A replacement does not have to solve every problem at once. It only needs to remove one recurring annoyance: the sticky peel, the twisted pull, or the cup that never seems to sit right again after storage.
Common mistakes that make a good cup look bad
- Removing from the middle instead of the edge.
- Storing the shade folded hard against other gear.
- Using oily cleaner where the cup lands.
- Ignoring one weak cup because the others still hold.
- Treating a hot-weather problem like a permanent failure.
These mistakes are small, but they stack up. Most sticky removal problems come from one bad habit plus one tired cup. Fix the habit first, then decide whether the cup still deserves another round.
Bottom line
If the lip is round, the glass is clean, and the shade comes off from the edge, the setup is ready.
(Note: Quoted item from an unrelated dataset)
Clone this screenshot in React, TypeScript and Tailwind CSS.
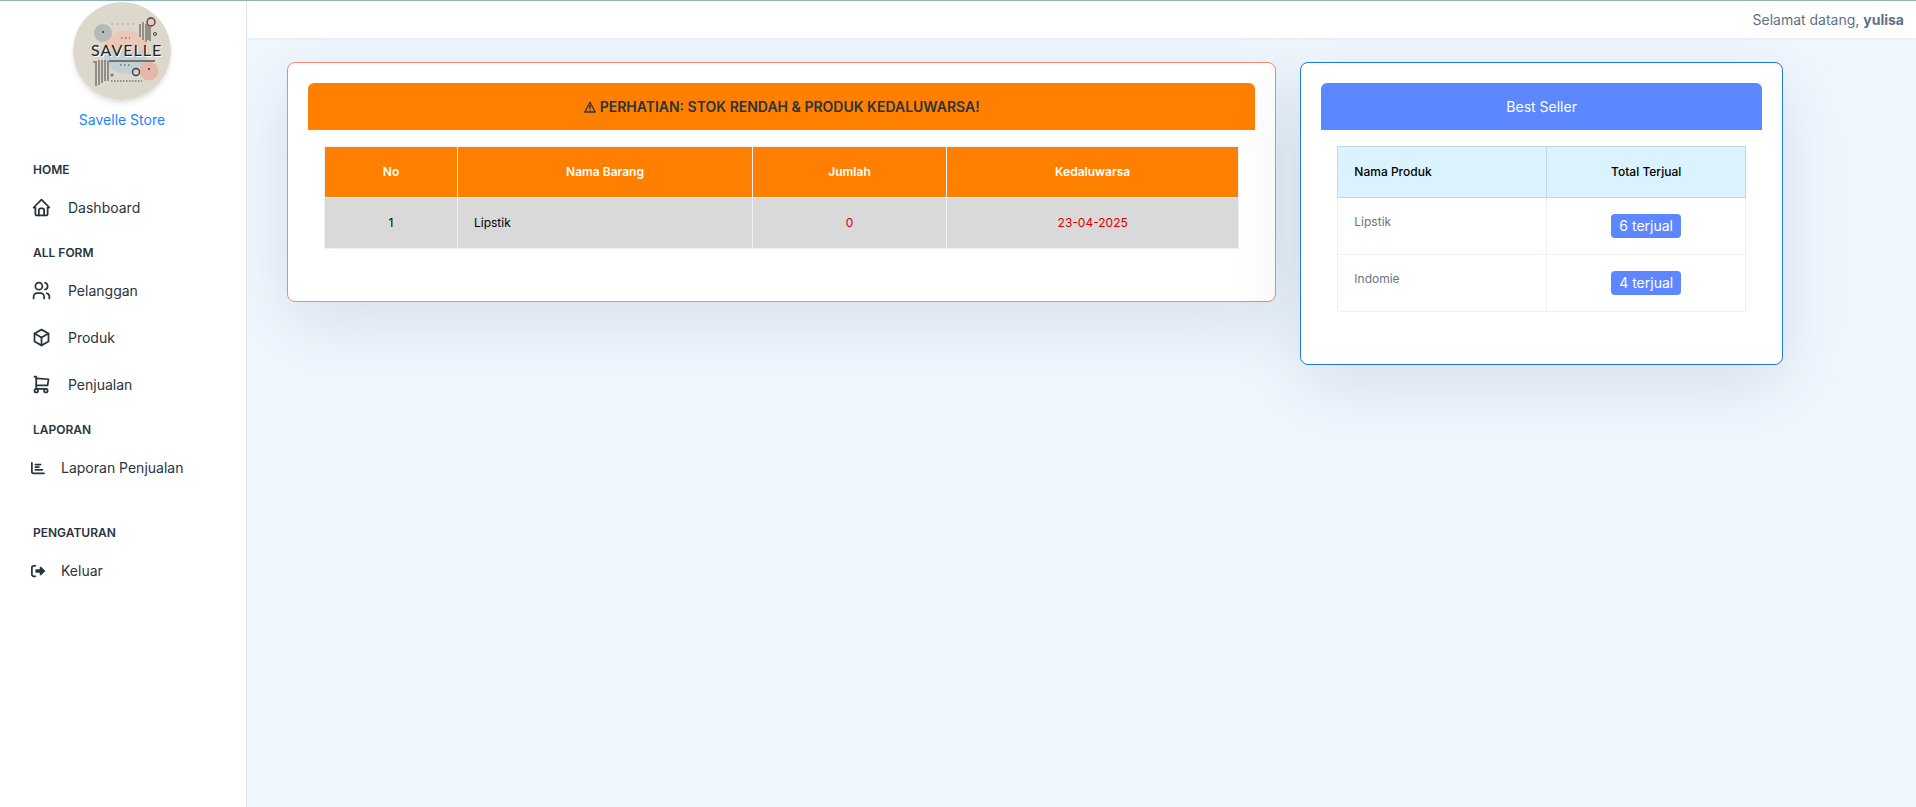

If the removal needs extra force, clean the glass and the cup first. If the rim stays flattened or cracked, replace it instead of trying to nurse it along. The goal is not maximum grip. The goal is a clean peel that leaves the sunshade and windshield in better shape for the next use.
FAQ
What is the clearest sign that a suction cup is ready?
A round rim and a clean edge peel are the best signs. If the cup releases when air is let in at the edge, that is a good setup.
Why does the same cup feel worse after hot parking?
Heat makes the windshield and cup behave more stubbornly, so the release feels tighter. That is why a cup can seem fine in the morning and annoying in the afternoon.
Should I replace one cup or the whole sunshade?
Replace one cup when the rest of the shade is still sound. Replace the whole shade when the cups are built into a part that cannot be swapped or every cup fails the same way.